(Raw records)
————————

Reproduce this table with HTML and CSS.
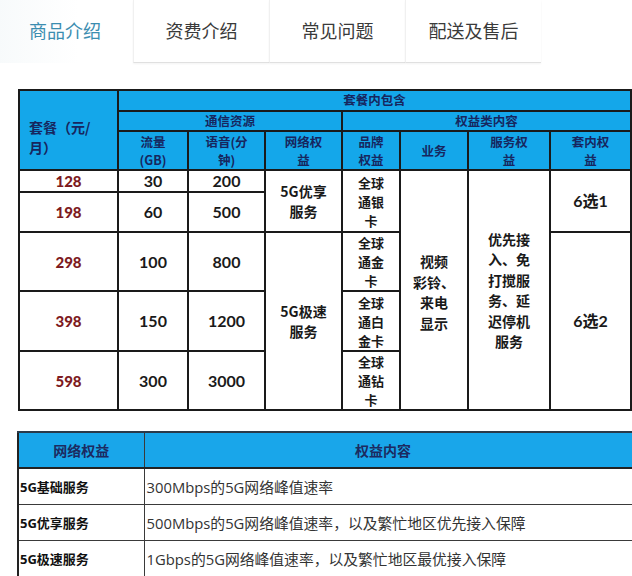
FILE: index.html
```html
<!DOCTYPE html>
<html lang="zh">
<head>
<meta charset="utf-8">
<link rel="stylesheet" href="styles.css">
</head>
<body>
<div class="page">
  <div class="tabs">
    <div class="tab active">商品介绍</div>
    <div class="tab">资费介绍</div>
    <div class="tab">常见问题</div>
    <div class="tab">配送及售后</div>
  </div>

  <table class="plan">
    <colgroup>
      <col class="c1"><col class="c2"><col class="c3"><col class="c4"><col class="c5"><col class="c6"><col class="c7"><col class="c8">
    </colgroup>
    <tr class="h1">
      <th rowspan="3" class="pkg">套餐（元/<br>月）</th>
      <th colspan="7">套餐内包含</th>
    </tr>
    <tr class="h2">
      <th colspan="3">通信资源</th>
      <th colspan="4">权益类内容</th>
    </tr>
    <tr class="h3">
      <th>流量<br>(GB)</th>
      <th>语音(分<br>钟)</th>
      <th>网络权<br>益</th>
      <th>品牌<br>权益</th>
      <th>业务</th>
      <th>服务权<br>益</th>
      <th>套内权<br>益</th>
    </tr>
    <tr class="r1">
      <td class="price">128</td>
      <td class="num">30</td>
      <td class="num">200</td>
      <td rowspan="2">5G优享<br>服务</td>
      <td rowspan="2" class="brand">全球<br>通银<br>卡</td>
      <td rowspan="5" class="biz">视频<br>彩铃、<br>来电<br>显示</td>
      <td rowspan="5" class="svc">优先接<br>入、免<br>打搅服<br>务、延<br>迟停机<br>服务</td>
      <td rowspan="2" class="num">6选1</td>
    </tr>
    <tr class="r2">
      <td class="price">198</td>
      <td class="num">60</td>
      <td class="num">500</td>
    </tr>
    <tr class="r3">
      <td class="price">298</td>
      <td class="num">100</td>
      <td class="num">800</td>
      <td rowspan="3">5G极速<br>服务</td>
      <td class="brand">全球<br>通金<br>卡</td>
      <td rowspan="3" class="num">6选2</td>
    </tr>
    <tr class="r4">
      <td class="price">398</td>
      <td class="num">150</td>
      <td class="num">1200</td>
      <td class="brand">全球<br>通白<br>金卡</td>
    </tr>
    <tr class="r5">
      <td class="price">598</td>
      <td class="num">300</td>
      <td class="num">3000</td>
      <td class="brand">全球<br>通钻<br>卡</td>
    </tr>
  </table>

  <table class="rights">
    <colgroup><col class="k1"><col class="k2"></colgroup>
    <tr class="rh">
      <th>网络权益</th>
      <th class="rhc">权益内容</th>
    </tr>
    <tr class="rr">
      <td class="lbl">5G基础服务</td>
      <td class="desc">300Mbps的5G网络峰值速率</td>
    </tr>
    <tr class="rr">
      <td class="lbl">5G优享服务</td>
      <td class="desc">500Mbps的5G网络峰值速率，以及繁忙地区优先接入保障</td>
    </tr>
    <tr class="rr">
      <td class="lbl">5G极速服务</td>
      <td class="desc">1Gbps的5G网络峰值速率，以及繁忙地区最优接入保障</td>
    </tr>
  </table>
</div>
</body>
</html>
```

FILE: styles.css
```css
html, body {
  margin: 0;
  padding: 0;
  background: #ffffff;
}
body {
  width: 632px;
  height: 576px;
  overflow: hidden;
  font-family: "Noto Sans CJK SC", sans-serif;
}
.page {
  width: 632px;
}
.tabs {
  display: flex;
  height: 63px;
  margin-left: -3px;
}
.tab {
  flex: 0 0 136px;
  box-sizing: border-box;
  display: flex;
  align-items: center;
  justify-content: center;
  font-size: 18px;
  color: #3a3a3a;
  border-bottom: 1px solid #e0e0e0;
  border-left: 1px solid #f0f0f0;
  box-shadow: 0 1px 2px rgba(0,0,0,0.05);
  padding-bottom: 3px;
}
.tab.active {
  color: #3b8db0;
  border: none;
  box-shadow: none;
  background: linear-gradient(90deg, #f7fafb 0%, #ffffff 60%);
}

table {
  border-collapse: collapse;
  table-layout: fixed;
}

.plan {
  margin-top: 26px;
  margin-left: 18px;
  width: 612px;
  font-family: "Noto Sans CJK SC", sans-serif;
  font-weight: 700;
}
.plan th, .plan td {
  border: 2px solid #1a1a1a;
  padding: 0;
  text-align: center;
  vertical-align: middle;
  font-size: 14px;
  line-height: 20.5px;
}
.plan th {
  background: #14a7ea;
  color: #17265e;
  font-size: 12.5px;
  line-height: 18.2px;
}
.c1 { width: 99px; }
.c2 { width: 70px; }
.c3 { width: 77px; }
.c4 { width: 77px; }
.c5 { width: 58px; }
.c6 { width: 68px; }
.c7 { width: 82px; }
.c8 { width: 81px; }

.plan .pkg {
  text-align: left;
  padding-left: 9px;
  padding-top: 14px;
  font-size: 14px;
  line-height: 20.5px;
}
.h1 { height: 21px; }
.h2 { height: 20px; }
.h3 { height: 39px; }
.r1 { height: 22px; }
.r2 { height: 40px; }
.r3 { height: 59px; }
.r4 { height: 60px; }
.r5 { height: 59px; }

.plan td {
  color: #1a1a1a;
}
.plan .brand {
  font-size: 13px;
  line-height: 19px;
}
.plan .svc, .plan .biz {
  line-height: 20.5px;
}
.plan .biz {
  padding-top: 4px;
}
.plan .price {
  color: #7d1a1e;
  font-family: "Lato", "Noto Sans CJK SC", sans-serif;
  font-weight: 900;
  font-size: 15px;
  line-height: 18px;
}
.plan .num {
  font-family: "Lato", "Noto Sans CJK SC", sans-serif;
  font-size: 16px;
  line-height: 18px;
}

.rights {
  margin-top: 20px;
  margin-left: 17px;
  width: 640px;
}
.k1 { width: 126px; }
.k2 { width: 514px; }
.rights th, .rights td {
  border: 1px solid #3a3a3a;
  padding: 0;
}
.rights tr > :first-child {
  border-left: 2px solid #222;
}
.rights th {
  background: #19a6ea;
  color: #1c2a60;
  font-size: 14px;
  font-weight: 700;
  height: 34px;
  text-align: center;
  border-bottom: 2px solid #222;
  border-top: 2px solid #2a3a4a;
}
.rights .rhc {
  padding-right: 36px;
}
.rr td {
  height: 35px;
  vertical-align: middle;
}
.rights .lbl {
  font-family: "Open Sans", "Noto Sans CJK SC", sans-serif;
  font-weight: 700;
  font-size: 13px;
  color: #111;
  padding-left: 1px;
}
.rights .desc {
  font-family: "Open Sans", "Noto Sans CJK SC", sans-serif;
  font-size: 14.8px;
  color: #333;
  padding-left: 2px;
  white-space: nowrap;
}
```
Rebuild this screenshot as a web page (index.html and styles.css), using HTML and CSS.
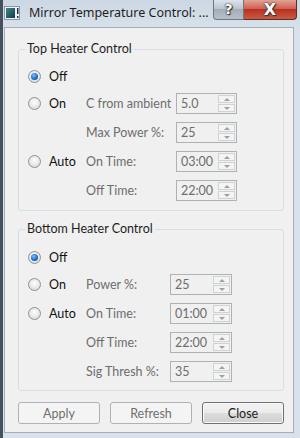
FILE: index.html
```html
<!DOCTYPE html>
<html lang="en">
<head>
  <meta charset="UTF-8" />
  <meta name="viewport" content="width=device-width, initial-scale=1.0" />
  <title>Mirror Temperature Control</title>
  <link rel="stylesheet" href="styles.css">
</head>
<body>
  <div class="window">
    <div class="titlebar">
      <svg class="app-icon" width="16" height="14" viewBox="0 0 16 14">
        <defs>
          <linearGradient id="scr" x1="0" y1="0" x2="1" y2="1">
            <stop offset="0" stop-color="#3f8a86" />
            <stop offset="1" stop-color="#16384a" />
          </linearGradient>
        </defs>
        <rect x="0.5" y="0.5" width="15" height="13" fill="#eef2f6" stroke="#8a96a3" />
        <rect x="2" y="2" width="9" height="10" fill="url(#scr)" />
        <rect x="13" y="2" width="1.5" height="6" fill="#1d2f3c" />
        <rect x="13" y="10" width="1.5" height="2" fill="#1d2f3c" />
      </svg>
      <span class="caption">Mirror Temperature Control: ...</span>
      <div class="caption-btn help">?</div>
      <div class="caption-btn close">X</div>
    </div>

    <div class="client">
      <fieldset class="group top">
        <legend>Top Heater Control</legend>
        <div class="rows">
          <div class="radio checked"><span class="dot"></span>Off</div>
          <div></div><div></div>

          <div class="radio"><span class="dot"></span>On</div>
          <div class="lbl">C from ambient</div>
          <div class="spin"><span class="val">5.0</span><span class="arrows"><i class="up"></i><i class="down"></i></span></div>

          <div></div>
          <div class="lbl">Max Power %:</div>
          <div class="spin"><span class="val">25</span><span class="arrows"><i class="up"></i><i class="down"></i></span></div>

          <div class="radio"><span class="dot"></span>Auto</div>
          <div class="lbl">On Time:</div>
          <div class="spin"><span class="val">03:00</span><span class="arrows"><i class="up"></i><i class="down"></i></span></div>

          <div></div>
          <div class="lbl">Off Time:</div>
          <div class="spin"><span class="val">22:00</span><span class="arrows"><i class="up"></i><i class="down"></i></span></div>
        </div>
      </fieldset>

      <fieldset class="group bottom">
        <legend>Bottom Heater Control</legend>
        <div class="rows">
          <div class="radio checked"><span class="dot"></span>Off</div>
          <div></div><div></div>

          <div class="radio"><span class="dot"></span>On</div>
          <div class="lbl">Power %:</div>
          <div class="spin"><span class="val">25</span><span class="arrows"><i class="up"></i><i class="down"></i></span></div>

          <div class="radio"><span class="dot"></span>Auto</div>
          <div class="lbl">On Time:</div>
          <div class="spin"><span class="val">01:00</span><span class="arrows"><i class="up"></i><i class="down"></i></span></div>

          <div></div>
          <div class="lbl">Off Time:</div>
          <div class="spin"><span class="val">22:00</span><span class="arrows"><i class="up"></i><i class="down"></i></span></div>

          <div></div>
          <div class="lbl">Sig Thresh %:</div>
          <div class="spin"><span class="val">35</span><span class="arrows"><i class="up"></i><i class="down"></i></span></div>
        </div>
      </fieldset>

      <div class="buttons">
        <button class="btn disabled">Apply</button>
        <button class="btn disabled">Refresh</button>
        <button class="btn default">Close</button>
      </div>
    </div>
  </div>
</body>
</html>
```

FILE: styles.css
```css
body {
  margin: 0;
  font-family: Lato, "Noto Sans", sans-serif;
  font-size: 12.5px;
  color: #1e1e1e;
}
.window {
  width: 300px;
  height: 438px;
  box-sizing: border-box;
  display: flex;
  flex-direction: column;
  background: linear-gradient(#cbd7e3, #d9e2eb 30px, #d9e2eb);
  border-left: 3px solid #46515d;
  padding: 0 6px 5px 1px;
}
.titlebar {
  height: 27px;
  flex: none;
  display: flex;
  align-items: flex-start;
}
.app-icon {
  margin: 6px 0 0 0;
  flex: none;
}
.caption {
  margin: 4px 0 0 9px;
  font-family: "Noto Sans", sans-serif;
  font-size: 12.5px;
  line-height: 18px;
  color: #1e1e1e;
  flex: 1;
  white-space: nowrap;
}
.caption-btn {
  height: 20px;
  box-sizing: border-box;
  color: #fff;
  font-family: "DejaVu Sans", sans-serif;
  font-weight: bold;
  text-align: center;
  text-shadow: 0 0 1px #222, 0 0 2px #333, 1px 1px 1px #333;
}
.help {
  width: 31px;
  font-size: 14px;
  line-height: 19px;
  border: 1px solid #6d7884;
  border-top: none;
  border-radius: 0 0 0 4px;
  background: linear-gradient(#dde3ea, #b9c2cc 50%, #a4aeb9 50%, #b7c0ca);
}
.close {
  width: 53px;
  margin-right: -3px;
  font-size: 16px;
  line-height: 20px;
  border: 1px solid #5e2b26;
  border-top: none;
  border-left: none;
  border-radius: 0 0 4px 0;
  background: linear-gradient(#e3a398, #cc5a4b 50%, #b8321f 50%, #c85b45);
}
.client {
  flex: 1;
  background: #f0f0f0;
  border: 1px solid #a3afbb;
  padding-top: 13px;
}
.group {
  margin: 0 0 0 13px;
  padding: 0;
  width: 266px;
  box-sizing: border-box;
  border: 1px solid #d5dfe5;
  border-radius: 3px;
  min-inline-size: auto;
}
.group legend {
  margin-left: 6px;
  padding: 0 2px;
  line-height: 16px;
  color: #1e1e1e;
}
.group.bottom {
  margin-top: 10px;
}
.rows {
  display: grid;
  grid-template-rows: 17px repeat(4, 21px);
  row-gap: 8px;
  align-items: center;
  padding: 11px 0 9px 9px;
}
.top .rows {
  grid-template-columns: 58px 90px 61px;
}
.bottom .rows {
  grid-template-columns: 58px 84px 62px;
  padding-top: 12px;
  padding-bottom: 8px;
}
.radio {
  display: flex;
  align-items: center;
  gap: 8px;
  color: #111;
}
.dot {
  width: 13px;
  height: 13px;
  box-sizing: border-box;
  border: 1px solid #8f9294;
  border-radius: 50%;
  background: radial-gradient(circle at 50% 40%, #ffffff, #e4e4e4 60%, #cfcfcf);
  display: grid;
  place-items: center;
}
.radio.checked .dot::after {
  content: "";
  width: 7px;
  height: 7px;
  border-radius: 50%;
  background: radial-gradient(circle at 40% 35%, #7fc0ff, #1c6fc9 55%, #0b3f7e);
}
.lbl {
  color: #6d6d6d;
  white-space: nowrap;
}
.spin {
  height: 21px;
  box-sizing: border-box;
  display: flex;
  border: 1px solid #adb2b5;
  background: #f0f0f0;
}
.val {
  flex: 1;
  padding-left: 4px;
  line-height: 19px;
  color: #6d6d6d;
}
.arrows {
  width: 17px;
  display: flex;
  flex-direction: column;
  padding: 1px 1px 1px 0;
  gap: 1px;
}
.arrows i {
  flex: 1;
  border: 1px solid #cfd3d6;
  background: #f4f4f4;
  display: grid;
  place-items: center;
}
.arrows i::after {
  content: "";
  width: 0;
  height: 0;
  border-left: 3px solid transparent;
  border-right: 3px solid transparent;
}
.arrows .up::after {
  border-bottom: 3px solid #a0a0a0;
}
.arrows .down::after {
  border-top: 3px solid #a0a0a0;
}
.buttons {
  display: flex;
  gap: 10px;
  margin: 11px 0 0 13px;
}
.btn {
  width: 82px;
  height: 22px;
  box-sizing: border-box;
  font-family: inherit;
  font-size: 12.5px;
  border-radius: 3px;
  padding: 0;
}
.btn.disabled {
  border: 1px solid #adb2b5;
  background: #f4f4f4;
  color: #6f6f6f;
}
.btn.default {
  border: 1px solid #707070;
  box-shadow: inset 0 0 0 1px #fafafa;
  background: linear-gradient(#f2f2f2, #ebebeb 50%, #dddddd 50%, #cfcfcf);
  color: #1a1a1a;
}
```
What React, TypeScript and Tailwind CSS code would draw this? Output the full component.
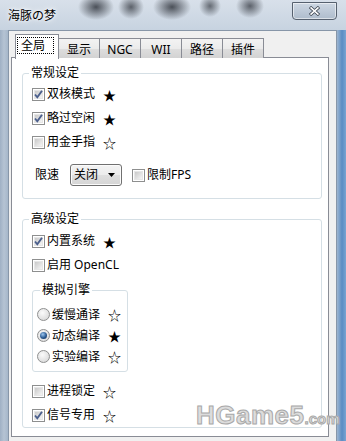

————————

Isolate the lines above that contain the word "styles" and copy them.

Solution to this problem:
<link rel="stylesheet" href="styles.css">
FILE: styles.css
Rebuild this screenshot as a web page (index.html and styles.css), using HTML and CSS.
  <link rel="stylesheet" href="styles.css">
FILE: styles.css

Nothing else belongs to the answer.